To Sabbath School teachers: This story is for Sabbath, August 12.

By Andrew McChesney

A

ll university students attended Saturday classes in Communist Poland. But Ryszard didn’t. Somehow he always managed to pass his classes. But then he got a new teacher.

“Give up your studies,” a friend said. “We have a tough new professor who will not give you Saturdays off. Just pack your bags and go home.”

Ryszard was not alarmed.

“No, I will not pack my bags and go home,” he said. “First, I will pray to my Lord. I will explain my situation to Him and ask for His guidance.”

As Ryszard prayed about meeting with the professor, two possible scenarios of what would happen came to his mind. In one scenario, the professor would reject his request to take off Sabbaths, saying, “It doesn’t matter what you believe. You have to attend my class.” In the other scenario, the professor would say, “Please be seated. I want to tell you something.”

Ryszard went to the professor and introduced himself. “I’m from the Seventh-day Adventist Church,” he said. “The Seventh-day Adventist Church is a Protestant church. We believe in Jesus, Mary, and the disciples. We live like them. Saturday was a holy, sacred day for them, and it is for me, too. So, I’m afraid that I will not be able to attend your class on Saturday.”

Ryszard waited quietly for the professor’s response.

The professor said, “Please take a seat. Please listen to my story first.”

The professor said that years earlier, he had flown to the United States for a one-year internship after graduating with his doctorate.

“I didn’t know anybody there,” he said. “When my plane landed, I thought, ‘Where will I stay?’ To my surprise, a family picked me up at the airport and took me to their home. They invited me to live with them and eat their food. When I wanted to pay them, they refused.”

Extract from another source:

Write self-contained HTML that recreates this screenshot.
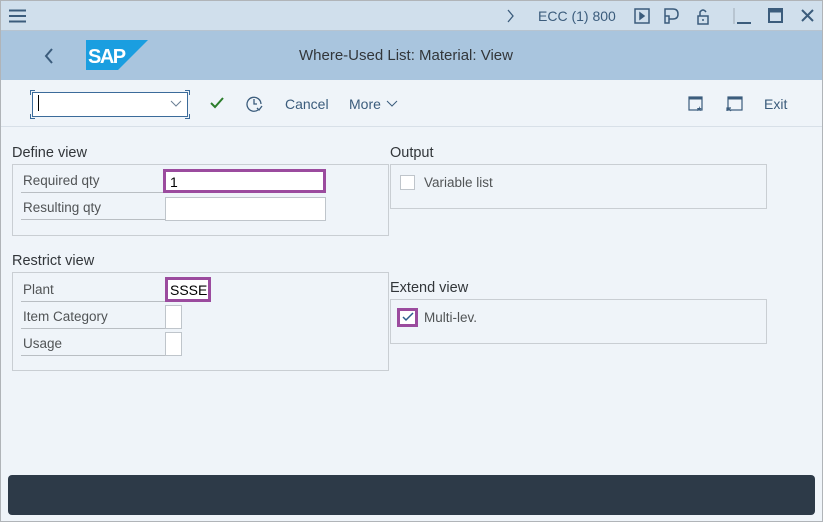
<!DOCTYPE html>
<html><head><style>
*{box-sizing:border-box;margin:0;padding:0}
body{width:823px;height:522px;overflow:hidden;font-family:"Liberation Sans",sans-serif;background:#eff4f9;position:relative;color:#32363a}
.a{position:absolute}
.frame{left:0;top:0;width:823px;height:522px;border:1px solid #b0b4b8;border-top:none}
.top{left:0;top:0;width:823px;height:31px;background:#d0dfec;border-bottom:1px solid #b7c4d0;border-top:1px solid #b0b4b8}
.title{left:0;top:31px;width:823px;height:49px;background:#a9c5de}
.tb{left:0;top:80px;width:823px;height:47px;background:#eff4f9;border-bottom:1px solid #d8e0e8}
.t{font-size:14px;color:#32363a;white-space:nowrap}
.hd{font-size:14.5px;color:#32363a}
.grp{border:1px solid #c9ced3}
.lbl{font-size:13.5px;color:#515456;border-bottom:1px solid #b9bec3;height:24px;line-height:24px;padding-left:2px}
.inp{background:#fff;border:1px solid #bfc5cb;font-size:14px;color:#000;padding-left:4px;line-height:20px}
.sel{border:3px solid #9b4b9e}
.bar{left:8px;top:475px;width:807px;height:40px;background:#2d3a48;border-radius:4px}
.c{position:absolute;width:5px;height:5px;border-color:#3b6b9a;border-style:solid;border-width:0}
</style></head><body>
<div class="a top"></div>
<svg class="a" style="left:9px;top:9px" width="18" height="14"><path d="M0 1.5h17M0 7h17M0 12.5h17" stroke="#3b5c7c" stroke-width="2"/></svg>
<svg class="a" style="left:507px;top:9px" width="8" height="14"><path d="M1 1l5 6-5 6" stroke="#3b5c7c" stroke-width="1.3" fill="none"/></svg>
<div class="a t" style="left:538px;top:8px;color:#3b5c7c">ECC (1) 800</div>
<svg class="a" style="left:634px;top:7px" width="120" height="18" fill="none" stroke="#3b5c7c" stroke-width="1.5">
<rect x="1" y="2" width="14" height="14"/><path d="M6 6l4 3-4 3z" fill="#3b5c7c"/>
<path d="M31 2h8q5 0 5 5t-5 5h-4v4h-4zM31 9h4v3"/>
<rect x="64" y="9" width="10" height="8"/><path d="M66 9V5q3-4 6 0"/><path d="M69 12v2"/>
<path d="M100 1v16" stroke="#b0bcc8"/>
</svg>
<svg class="a" style="left:736px;top:8px" width="80" height="16" fill="none" stroke="#3b5c7c" stroke-width="2">
<path d="M1 15h14"/><rect x="33" y="1" width="13" height="13"/><path d="M33 3h13" stroke-width="3"/><path d="M66 2l11 11M77 2L66 13"/>
</svg>
<div class="a title"></div>
<svg class="a" style="left:43px;top:47px" width="12" height="18"><path d="M9 2L3 9l6 7" stroke="#3b5c7c" stroke-width="2" fill="none"/></svg>
<svg class="a" style="left:86px;top:40px" width="62" height="30"><polygon points="0,0 62,0 32,30 0,30" fill="#1a9ee0"/><text x="2" y="23" font-family="Liberation Sans" font-weight="bold" font-size="20" fill="#fff" letter-spacing="-1.5">SAP</text></svg>
<div class="a" style="left:299px;top:47px;font-size:15px;color:#32363a">Where-Used List: Material: View</div>
<div class="a tb"></div>
<div class="a" style="left:32px;top:92px;width:156px;height:25px;background:#fff;border:1px solid #3b6b9a"></div>
<div class="c" style="left:30px;top:90px;border-left-width:1px;border-top-width:1px"></div>
<div class="c" style="left:185px;top:90px;border-right-width:1px;border-top-width:1px"></div>
<div class="c" style="left:30px;top:114px;border-left-width:1px;border-bottom-width:1px"></div>
<div class="c" style="left:185px;top:114px;border-right-width:1px;border-bottom-width:1px"></div>
<div class="a" style="left:38px;top:95px;width:1px;height:16px;background:#000"></div>
<svg class="a" style="left:170px;top:100px" width="12" height="8"><path d="M1 1l5 5 5-5" stroke="#6a7f94" fill="none"/></svg>
<svg class="a" style="left:210px;top:97px" width="14" height="12"><path d="M1 6l4 4 8-9" stroke="#2b7d2b" stroke-width="2" fill="none"/></svg>
<svg class="a" style="left:246px;top:95px" width="18" height="18" fill="none" stroke="#3b5c7c" stroke-width="1.3"><path d="M12 15A7 7 0 1 1 15 9"/><path d="M8 4v5h3M11 13l2 2 3-4"/></svg>
<div class="a t" style="left:285px;top:96px;color:#3b5c7c">Cancel</div>
<div class="a t" style="left:349px;top:96px;color:#3b5c7c">More</div>
<svg class="a" style="left:386px;top:100px" width="12" height="8"><path d="M1 1l5 5 5-5" stroke="#3b5c7c" fill="none"/></svg>
<svg class="a" style="left:688px;top:96px" width="60" height="16" fill="none" stroke="#3b5c7c" stroke-width="1.2">
<rect x="1" y="1" width="13" height="13"/><path d="M1 2h13" stroke-width="3"/><path d="M11 10l1 2h2l-1.5 1 .5 2-2-1-2 1 .5-2L9 12h2z" fill="#3b5c7c" stroke="none"/>
<rect x="40" y="1" width="14" height="13"/><path d="M40 2h14" stroke-width="3"/><path d="M39 15v-3h4M40 12l3 3"/>
</svg>
<div class="a t" style="left:764px;top:96px;color:#3b5c7c">Exit</div>

<div class="a hd" style="left:12px;top:145px">Define view</div>
<div class="a grp" style="left:12px;top:164px;width:377px;height:72px"></div>
<div class="a lbl" style="left:21px;top:169px;width:145px">Required qty</div>
<div class="a inp sel" style="left:163px;top:169px;width:163px;height:24px">1</div>
<div class="a lbl" style="left:21px;top:196px;width:145px">Resulting qty</div>
<div class="a inp" style="left:165px;top:197px;width:161px;height:24px"></div>

<div class="a hd" style="left:12px;top:253px">Restrict view</div>
<div class="a grp" style="left:12px;top:272px;width:377px;height:99px"></div>
<div class="a lbl" style="left:21px;top:278px;width:145px">Plant</div>
<div class="a inp sel" style="left:165px;top:277px;width:46px;height:25px;padding-left:2px">SSSE</div>
<div class="a lbl" style="left:21px;top:305px;width:145px">Item Category</div>
<div class="a inp" style="left:165px;top:305px;width:17px;height:24px"></div>
<div class="a lbl" style="left:21px;top:332px;width:145px">Usage</div>
<div class="a inp" style="left:165px;top:332px;width:17px;height:24px"></div>

<div class="a hd" style="left:390px;top:145px">Output</div>
<div class="a grp" style="left:390px;top:164px;width:377px;height:45px"></div>
<div class="a" style="left:400px;top:175px;width:15px;height:15px;background:#fff;border:1px solid #bfc5cb"></div>
<div class="a" style="left:424px;top:175px;font-size:13.5px;color:#515456">Variable list</div>

<div class="a hd" style="left:390px;top:280px">Extend view</div>
<div class="a grp" style="left:390px;top:299px;width:377px;height:45px"></div>
<div class="a" style="left:397px;top:308px;width:21px;height:19px;background:#fff;border:3px solid #9b4b9e"></div>
<svg class="a" style="left:402px;top:312px" width="12" height="10"><path d="M1 5l3 3 7-7" stroke="#2c5d8c" stroke-width="1.5" fill="none"/></svg>
<div class="a" style="left:424px;top:310px;font-size:13.5px;color:#515456">Multi-lev.</div>

<div class="a bar"></div>
<div class="a frame"></div>
</body></html>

The professor lived with the family for the entire year.

“When I left to return to Poland, I thought, ‘How can I pay back these people? How can I show my appreciation for what they have done for me?’” the professor said. “I had absolutely no idea what I could do. Now I hear you saying that you are a Protestant. They were Protestant, too. I will give you Saturdays off.”

Ryszard was stunned and amazed by the wonderful news. Who would have thought that God would have sent a Protestant family to his future professor in the United States to pave the way for him to keep the Sabbath as a Seventh-day Adventist in Communist Poland years later?

Ryszard’s friend was wrong. The professor did give him Saturdays off.

Ryszard never had to attend the class on Saturday. When he took the final exam, the questions were so simple that it seemed that the professor had gone out of his way to make sure he would pass the class.

Today, Ryszard Jankowski is the president of the Seventh-day Adventist Church in Poland. He has never forgotten how God helped him keep the Sabbath at the university.

“I saw how God leads us even when we are stuck in a situation that seems to have no exit,” he says. “Jesus says, ‘I am the door through which you can always find an exit in difficult situations.”

In John 10:7-9, Jesus says, “Most assuredly, I say to you, I am the door of the sheep. All who ever came before Me are thieves and robbers, but the sheep did not hear them. I am the door. If anyone enters by Me, he will be saved, and will go in and out and find pasture” (NKJV).

Thank you for your Thirteenth Sabbath Offering in 2017 that helped build a television studio for Hope Channel Poland. Ryszard is a regular speaker on Hope Channel Poland, the local affiliate of Hope Channel International.